Quelle est votre ligne directrice pour les années à venir ?
La mobilisation d’une nouvelle équipe à la tête de l’ACAD intervient dans un contexte conjoncturel et structurel délicat qui invite à repenser les modes d’exercice de nos métiers. En effet, les territoires vivent des mutations complexes qui nécessitent des modes d’accompagnement renouvelés, pour intégrer la diversité des enjeux. Or, la tendance est à la contraction de la dépense publique, reposant la question du rôle de l’ingénierie privée au service des territoires. Comment et dans quelles conditions continuer à assurer la qualité de l’ingénierie auprès des territoires ? Cette question sous-tend le nouveau projet associatif, les membres de l’ACAD se saisissant finalement de cette crise pour chercher à innover ensemble. En effet, si le premier réflexe de nos adhérents est d’être préoccupé par la pression économique, il est indispensable de faire évoluer nos métiers, d’adapter nos pratiques aux besoins mouvants des territoires.
Quels sont les autres objectifs poursuivis par l’ACAD aujourd’hui ?
L’ACAD souhaite tout d’abord renforcer le dialogue avec les institutions de tutelle, notamment sur la fragilité de nos professions et statuts. Pour notre association, composée à 80% d’indépendants, il s’agit de donner de la lisibilité à la profession, de participer à sa reconnaissance et d’interpeller sur ses difficultés. Notons que nous devons aussi faire face à la concurrence déloyale d’opérateurs qui sont liés, par leur financement, aux pouvoirs publics. Au-delà, c’est la qualité du conseil apporté aux collectivités qui s’en trouve menacée. Nous venons d’envoyer un courrier inter-associatif – avec le CINOV SYPAA (Syndicat des Programmistes en Architecture et Aménagement), la FFP (Fédération Française du Paysage), la SFA (Société Française des Architectes) et la SFU (Société Française des Urbanistes)- à Emmanuelle Cosse lui demandant la saisine de la Commission Nationale du Débat Public pour réfléchir ensemble à l’avenir de nos professions.
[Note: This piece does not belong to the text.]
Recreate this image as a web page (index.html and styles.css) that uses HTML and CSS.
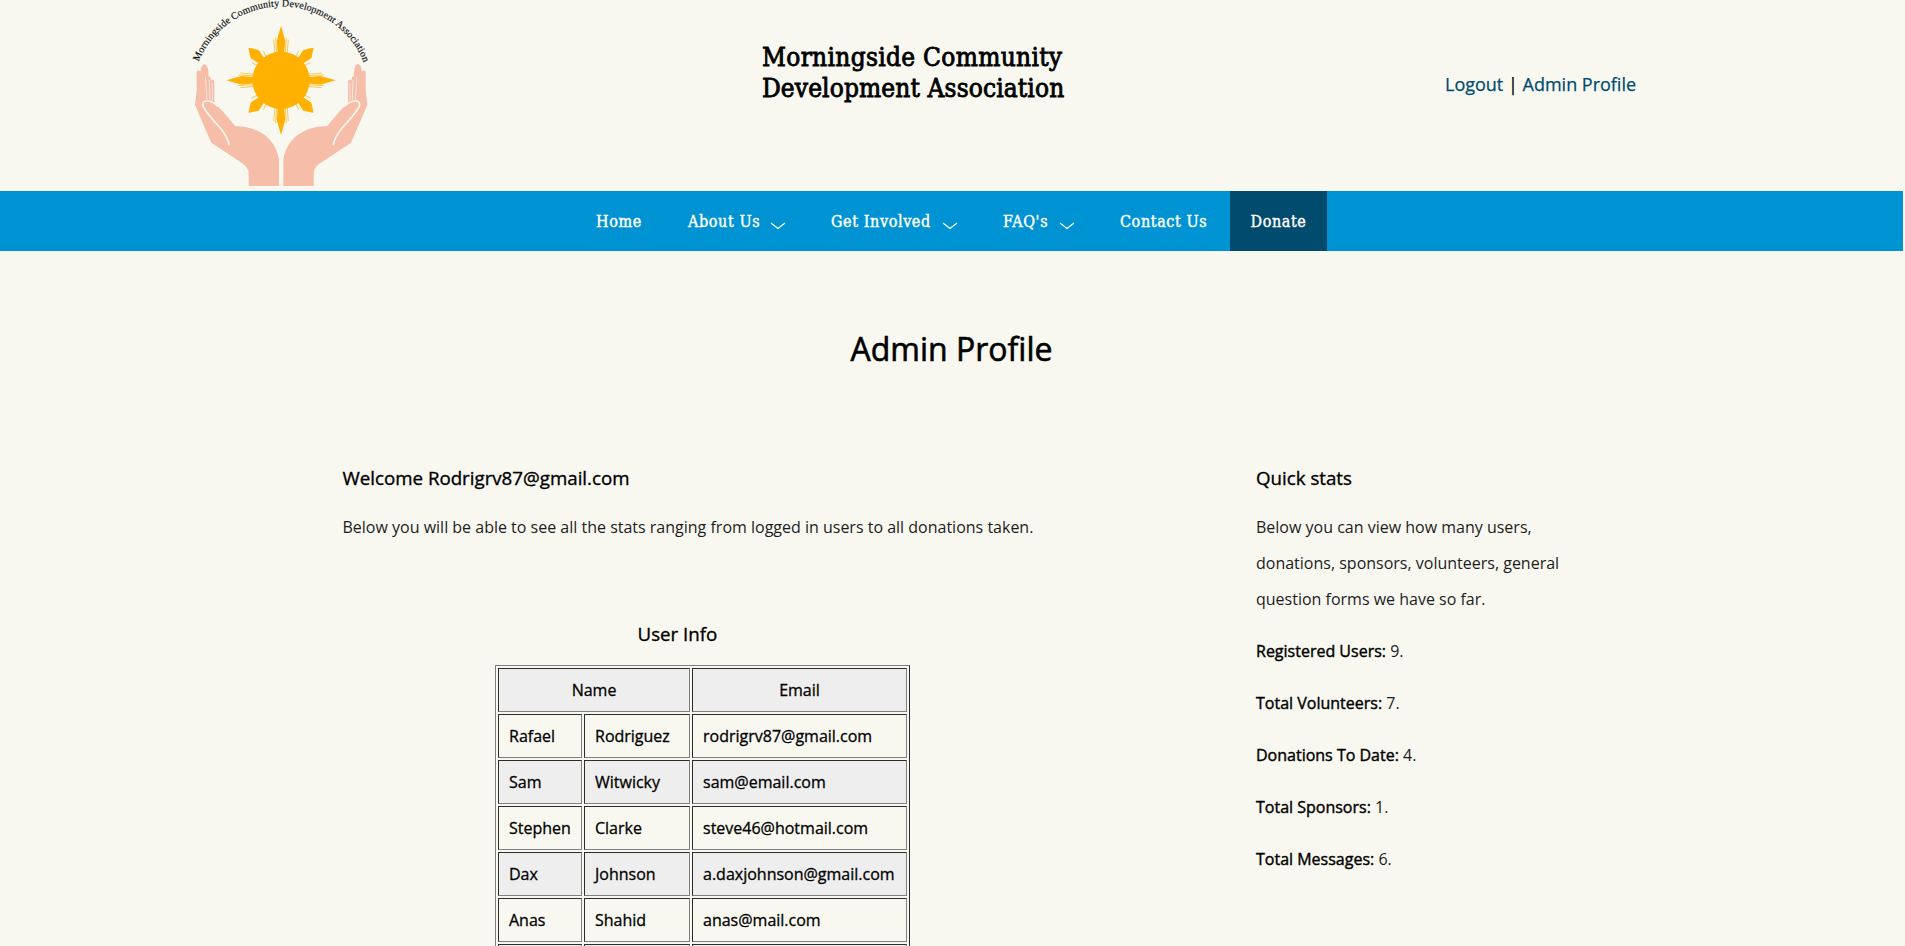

Forts de leur connaissance des collectivités, les consultants ont aussi une expertise à mettre à profit, via l’ACAD, en étant force d’interpellation et de proposition auprès des pouvoirs publics, des associations d’élus et du milieu de la recherche et en participant aux débats nationaux. C’est ce que fait par exemple notre groupe « habitat privé », sorte de think tank mis en place depuis quelques années pour proposer des inflexions législatives. En filigrane, cette capacité d’expertise peut aussi bénéficier à la commande publique : l’ACAD peut aider à préciser celle-ci, à mieux en formuler les objectifs.
Enfin, nous avons à cœur de participer à la transmission de nos métiers. Que faut-il transmettre et comment ? Les formations en urbanisme et développement territorial sont de plus en plus nombreuses, mais quel avenir s’offre aux jeunes diplômés ? L’ACAD est membre du Conseil d’Administration d’une formation de l’Ecole d’Urbanisme et a contribué, récemment, à la création d’un dispositif d’apprentissage.
Très concrètement, nous poursuivons comme objectifs d’accroître le nombre d’adhérents, d’être plus présent dans les cercles institutionnels et politiques ainsi que de renforcer le lien avec les autres associations de professionnels de la ville et des territoires pour être à la fois plus convaincant et plus offensif.
Propos recueillis par Claire Philippe et Camille Kertudo.